*Recorded information*.
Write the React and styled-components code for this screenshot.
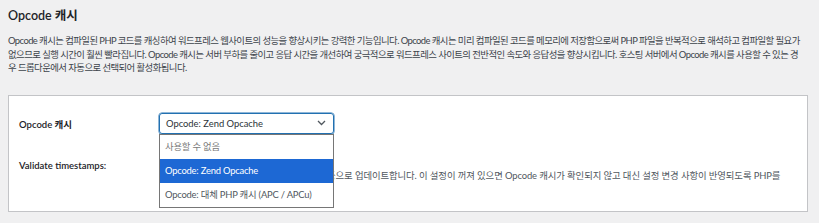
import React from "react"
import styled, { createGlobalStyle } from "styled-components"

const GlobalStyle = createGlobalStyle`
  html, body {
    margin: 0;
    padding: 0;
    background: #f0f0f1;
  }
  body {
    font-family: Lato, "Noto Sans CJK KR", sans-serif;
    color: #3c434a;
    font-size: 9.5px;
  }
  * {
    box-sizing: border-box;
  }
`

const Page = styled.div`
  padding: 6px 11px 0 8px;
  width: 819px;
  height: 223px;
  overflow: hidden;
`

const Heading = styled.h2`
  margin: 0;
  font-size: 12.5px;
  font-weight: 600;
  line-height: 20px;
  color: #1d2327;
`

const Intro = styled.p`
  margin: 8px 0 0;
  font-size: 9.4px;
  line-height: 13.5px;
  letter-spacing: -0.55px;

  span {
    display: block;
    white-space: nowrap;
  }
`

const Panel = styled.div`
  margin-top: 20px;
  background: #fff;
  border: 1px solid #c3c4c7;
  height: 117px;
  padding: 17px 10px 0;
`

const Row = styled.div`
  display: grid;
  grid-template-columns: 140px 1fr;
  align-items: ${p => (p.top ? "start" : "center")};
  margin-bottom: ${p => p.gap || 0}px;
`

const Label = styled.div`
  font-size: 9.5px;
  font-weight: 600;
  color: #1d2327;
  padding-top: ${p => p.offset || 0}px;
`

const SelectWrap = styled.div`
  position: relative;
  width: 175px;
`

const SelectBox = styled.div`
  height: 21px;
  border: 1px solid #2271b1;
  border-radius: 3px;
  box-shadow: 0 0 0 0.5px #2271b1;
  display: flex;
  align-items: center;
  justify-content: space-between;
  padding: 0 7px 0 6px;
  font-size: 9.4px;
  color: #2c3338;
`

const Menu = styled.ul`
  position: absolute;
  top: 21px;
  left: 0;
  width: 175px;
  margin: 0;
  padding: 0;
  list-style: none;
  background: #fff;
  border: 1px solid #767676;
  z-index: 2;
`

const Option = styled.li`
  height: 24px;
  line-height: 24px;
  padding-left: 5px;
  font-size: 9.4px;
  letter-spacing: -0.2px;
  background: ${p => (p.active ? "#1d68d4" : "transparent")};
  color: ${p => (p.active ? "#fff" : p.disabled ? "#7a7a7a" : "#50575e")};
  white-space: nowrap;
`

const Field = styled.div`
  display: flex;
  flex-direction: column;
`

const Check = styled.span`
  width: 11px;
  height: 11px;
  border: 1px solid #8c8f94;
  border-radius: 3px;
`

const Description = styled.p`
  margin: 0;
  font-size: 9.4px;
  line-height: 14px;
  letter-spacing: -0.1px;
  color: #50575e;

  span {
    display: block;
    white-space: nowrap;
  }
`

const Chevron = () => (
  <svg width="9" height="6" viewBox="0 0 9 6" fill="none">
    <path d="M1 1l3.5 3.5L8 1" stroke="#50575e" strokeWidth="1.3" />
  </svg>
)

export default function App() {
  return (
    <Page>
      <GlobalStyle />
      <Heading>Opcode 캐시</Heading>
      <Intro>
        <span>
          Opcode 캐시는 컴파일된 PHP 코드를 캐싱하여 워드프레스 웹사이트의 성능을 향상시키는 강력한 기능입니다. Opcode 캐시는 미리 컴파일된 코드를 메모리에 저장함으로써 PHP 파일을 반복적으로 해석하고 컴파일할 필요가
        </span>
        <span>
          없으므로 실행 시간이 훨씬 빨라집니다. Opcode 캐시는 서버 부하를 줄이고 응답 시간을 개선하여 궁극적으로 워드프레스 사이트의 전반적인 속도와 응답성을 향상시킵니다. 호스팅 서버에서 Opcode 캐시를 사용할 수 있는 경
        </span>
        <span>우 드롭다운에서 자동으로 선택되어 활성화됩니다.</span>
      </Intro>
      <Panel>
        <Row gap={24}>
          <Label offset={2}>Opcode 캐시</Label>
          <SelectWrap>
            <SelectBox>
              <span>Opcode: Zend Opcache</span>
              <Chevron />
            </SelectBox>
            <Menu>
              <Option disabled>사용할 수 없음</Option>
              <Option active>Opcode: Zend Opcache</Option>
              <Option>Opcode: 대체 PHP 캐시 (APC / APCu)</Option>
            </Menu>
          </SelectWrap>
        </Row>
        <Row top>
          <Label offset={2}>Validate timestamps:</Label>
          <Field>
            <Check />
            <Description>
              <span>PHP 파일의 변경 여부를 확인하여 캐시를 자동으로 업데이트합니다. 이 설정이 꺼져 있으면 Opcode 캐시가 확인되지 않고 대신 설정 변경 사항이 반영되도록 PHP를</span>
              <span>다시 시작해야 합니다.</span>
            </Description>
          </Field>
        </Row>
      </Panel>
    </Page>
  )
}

*Written exercise*. Repeat the data exactly in full, omitting its pictures.

*Written response*.
Write the React and styled-components code for this screenshot.
import React from "react"
import styled, { createGlobalStyle } from "styled-components"

const GlobalStyle = createGlobalStyle`
  html, body {
    margin: 0;
    padding: 0;
    background: #f0f0f1;
  }
  body {
    font-family: Lato, "Noto Sans CJK KR", sans-serif;
    color: #3c434a;
    font-size: 9.5px;
  }
  * {
    box-sizing: border-box;
  }
`

const Page = styled.div`
  padding: 6px 11px 0 8px;
  width: 819px;
  height: 223px;
  overflow: hidden;
`

const Heading = styled.h2`
  margin: 0;
  font-size: 12.5px;
  font-weight: 600;
  line-height: 20px;
  color: #1d2327;
`

const Intro = styled.p`
  margin: 8px 0 0;
  font-size: 9.4px;
  line-height: 13.5px;
  letter-spacing: -0.55px;

  span {
    display: block;
    white-space: nowrap;
  }
`

const Panel = styled.div`
  margin-top: 20px;
  background: #fff;
  border: 1px solid #c3c4c7;
  height: 117px;
  padding: 17px 10px 0;
`

const Row = styled.div`
  display: grid;
  grid-template-columns: 140px 1fr;
  align-items: ${p => (p.top ? "start" : "center")};
  margin-bottom: ${p => p.gap || 0}px;
`

const Label = styled.div`
  font-size: 9.5px;
  font-weight: 600;
  color: #1d2327;
  padding-top: ${p => p.offset || 0}px;
`

const SelectWrap = styled.div`
  position: relative;
  width: 175px;
`

const SelectBox = styled.div`
  height: 21px;
  border: 1px solid #2271b1;
  border-radius: 3px;
  box-shadow: 0 0 0 0.5px #2271b1;
  display: flex;
  align-items: center;
  justify-content: space-between;
  padding: 0 7px 0 6px;
  font-size: 9.4px;
  color: #2c3338;
`

const Menu = styled.ul`
  position: absolute;
  top: 21px;
  left: 0;
  width: 175px;
  margin: 0;
  padding: 0;
  list-style: none;
  background: #fff;
  border: 1px solid #767676;
  z-index: 2;
`

const Option = styled.li`
  height: 24px;
  line-height: 24px;
  padding-left: 5px;
  font-size: 9.4px;
  letter-spacing: -0.2px;
  background: ${p => (p.active ? "#1d68d4" : "transparent")};
  color: ${p => (p.active ? "#fff" : p.disabled ? "#7a7a7a" : "#50575e")};
  white-space: nowrap;
`

const Field = styled.div`
  display: flex;
  flex-direction: column;
`

const Check = styled.span`
  width: 11px;
  height: 11px;
  border: 1px solid #8c8f94;
  border-radius: 3px;
`

const Description = styled.p`
  margin: 0;
  font-size: 9.4px;
  line-height: 14px;
  letter-spacing: -0.1px;
  color: #50575e;

  span {
    display: block;
    white-space: nowrap;
  }
`

const Chevron = () => (
  <svg width="9" height="6" viewBox="0 0 9 6" fill="none">
    <path d="M1 1l3.5 3.5L8 1" stroke="#50575e" strokeWidth="1.3" />
  </svg>
)

export default function App() {
  return (
    <Page>
      <GlobalStyle />
      <Heading>Opcode 캐시</Heading>
      <Intro>
        <span>
          Opcode 캐시는 컴파일된 PHP 코드를 캐싱하여 워드프레스 웹사이트의 성능을 향상시키는 강력한 기능입니다. Opcode 캐시는 미리 컴파일된 코드를 메모리에 저장함으로써 PHP 파일을 반복적으로 해석하고 컴파일할 필요가
        </span>
        <span>
          없으므로 실행 시간이 훨씬 빨라집니다. Opcode 캐시는 서버 부하를 줄이고 응답 시간을 개선하여 궁극적으로 워드프레스 사이트의 전반적인 속도와 응답성을 향상시킵니다. 호스팅 서버에서 Opcode 캐시를 사용할 수 있는 경
        </span>
        <span>우 드롭다운에서 자동으로 선택되어 활성화됩니다.</span>
      </Intro>
      <Panel>
        <Row gap={24}>
          <Label offset={2}>Opcode 캐시</Label>
          <SelectWrap>
            <SelectBox>
              <span>Opcode: Zend Opcache</span>
              <Chevron />
            </SelectBox>
            <Menu>
              <Option disabled>사용할 수 없음</Option>
              <Option active>Opcode: Zend Opcache</Option>
              <Option>Opcode: 대체 PHP 캐시 (APC / APCu)</Option>
            </Menu>
          </SelectWrap>
        </Row>
        <Row top>
          <Label offset={2}>Validate timestamps:</Label>
          <Field>
            <Check />
            <Description>
              <span>PHP 파일의 변경 여부를 확인하여 캐시를 자동으로 업데이트합니다. 이 설정이 꺼져 있으면 Opcode 캐시가 확인되지 않고 대신 설정 변경 사항이 반영되도록 PHP를</span>
              <span>다시 시작해야 합니다.</span>
            </Description>
          </Field>
        </Row>
      </Panel>
    </Page>
  )
}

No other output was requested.